-- Stored rows --

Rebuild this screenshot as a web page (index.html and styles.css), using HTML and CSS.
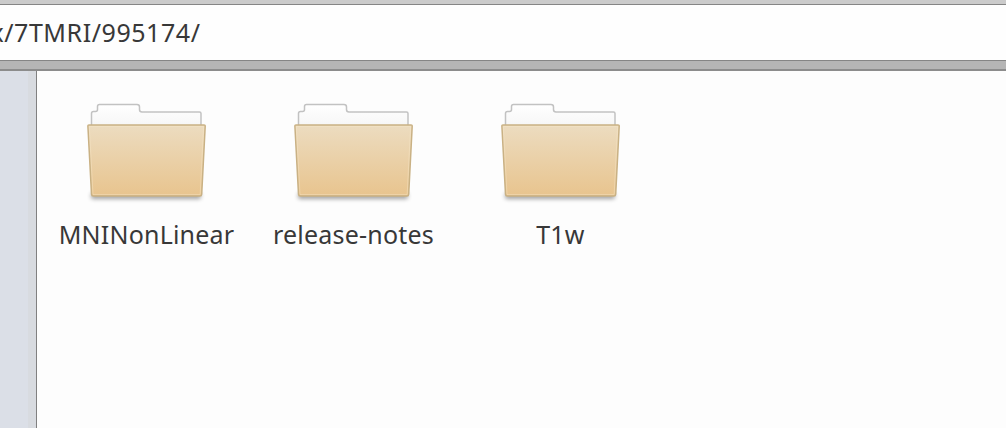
FILE: index.html
```html
<!DOCTYPE html>
<html lang="en">
<head>
  <meta charset="UTF-8">
  <title>995174</title>
  <link rel="stylesheet" href="styles.css">
</head>
<body>
  <!-- Shared folder icon -->
  <svg class="defs" width="0" height="0">
    <defs>
      <linearGradient id="front" x1="0" y1="0" x2="0" y2="1">
        <stop offset="0" stop-color="#ecdcc0"/>
        <stop offset="1" stop-color="#e8c48e"/>
      </linearGradient>
      <linearGradient id="back" x1="0" y1="0" x2="0" y2="1">
        <stop offset="0" stop-color="#ffffff"/>
        <stop offset="1" stop-color="#f6f6f6"/>
      </linearGradient>
      <filter id="blur" x="-10%" y="-100%" width="120%" height="300%">
        <feGaussianBlur stdDeviation="2"/>
      </filter>
    </defs>
    <symbol id="folder" viewBox="0 0 140 115">
      <rect x="15" y="99" width="110" height="6" rx="2" fill="#000" opacity=".36" filter="url(#blur)"/>
      <path d="M15.500 32V19.500q0-2 2-2h2q2 0 2-2v-3q0-2 2-2H61q2.500 0 2.500 2.500v2.500q0 2.500 2.500 2.500h57.500q1.500 0 1.500 1.500V32z" fill="url(#back)" stroke="#c2c2c2" stroke-width="1.500"/>
      <path d="M13 31H128q1.300 0 1.200 1.300L125.700 100.200q-.1 1.800-1.800 1.800H17.300q-1.700 0-1.800-1.800L11.900 32.300q-.1-1.300 1.100-1.300z" fill="url(#front)" stroke="#c9b184" stroke-width="1.500"/>
      <path d="M13.300 32.500H127.600L124.200 100.500H17z" fill="none" stroke="#f7e8cb" stroke-opacity=".4"/>
    </symbol>
  </svg>

  <div class="window">
    <header class="location-bar">
      <div class="location">x/7TMRI/995174/</div>
    </header>
    <div class="content">
      <aside class="sidebar"></aside>
      <main class="files">
        <div class="file">
          <svg class="icon"><use href="#folder"/></svg>
          <span class="name">MNINonLinear</span>
        </div>
        <div class="file">
          <svg class="icon"><use href="#folder"/></svg>
          <span class="name">release-notes</span>
        </div>
        <div class="file">
          <svg class="icon"><use href="#folder"/></svg>
          <span class="name">T1w</span>
        </div>
      </main>
    </div>
  </div>
</body>
</html>
```

FILE: styles.css
```css
* {
  margin: 0;
  padding: 0;
  box-sizing: border-box;
}
body {
  height: 100vh;
  overflow: hidden;
  background: #fdfdfd;
  color: #383838;
  font-family: "Noto Sans", sans-serif;
  font-size: 25px;
}
.defs {
  display: block;
}
.window {
  height: 100vh;
  display: flex;
  flex-direction: column;
}

/* Location bar */
.location-bar {
  height: 71px;
  padding-bottom: 9px;
  background: #b5b5b5;
  border-top: 4px solid #cbcbcb;
  border-bottom: 2px solid #8c8c8c;
}
.location {
  display: flex;
  justify-content: flex-end;
  height: 57px;
  padding-right: 805.5px;
  overflow: hidden;
  white-space: nowrap;
  letter-spacing: 0.55px;
  line-height: 54px;
  background: #fefefe;
  border-top: 1px solid #858585;
  border-bottom: 1px solid #858585;
}

/* Sidebar and files */
.content {
  flex: 1;
  display: flex;
}
.sidebar {
  width: 37px;
  background: linear-gradient(to right, #dbdfe7 28px, #d8dbe0 28px);
  border-right: 1px solid #808080;
}
.files {
  flex: 1;
  display: flex;
  align-items: flex-start;
  padding: 23px 0 0 5px;
}
.file {
  width: 207px;
  display: flex;
  flex-direction: column;
  align-items: center;
}
.icon {
  width: 140px;
  height: 115px;
}
.name {
  margin-top: 8px;
  padding-left: 2px;
  line-height: 34px;
  letter-spacing: 0.2px;
}
```
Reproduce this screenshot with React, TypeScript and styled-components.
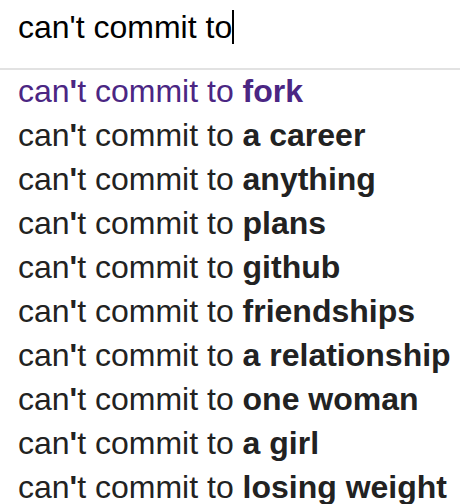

-- What you need to do --
Count up every line above that has the word "screenshot" in it; answer with the number alone.

-- Exercise solution --
2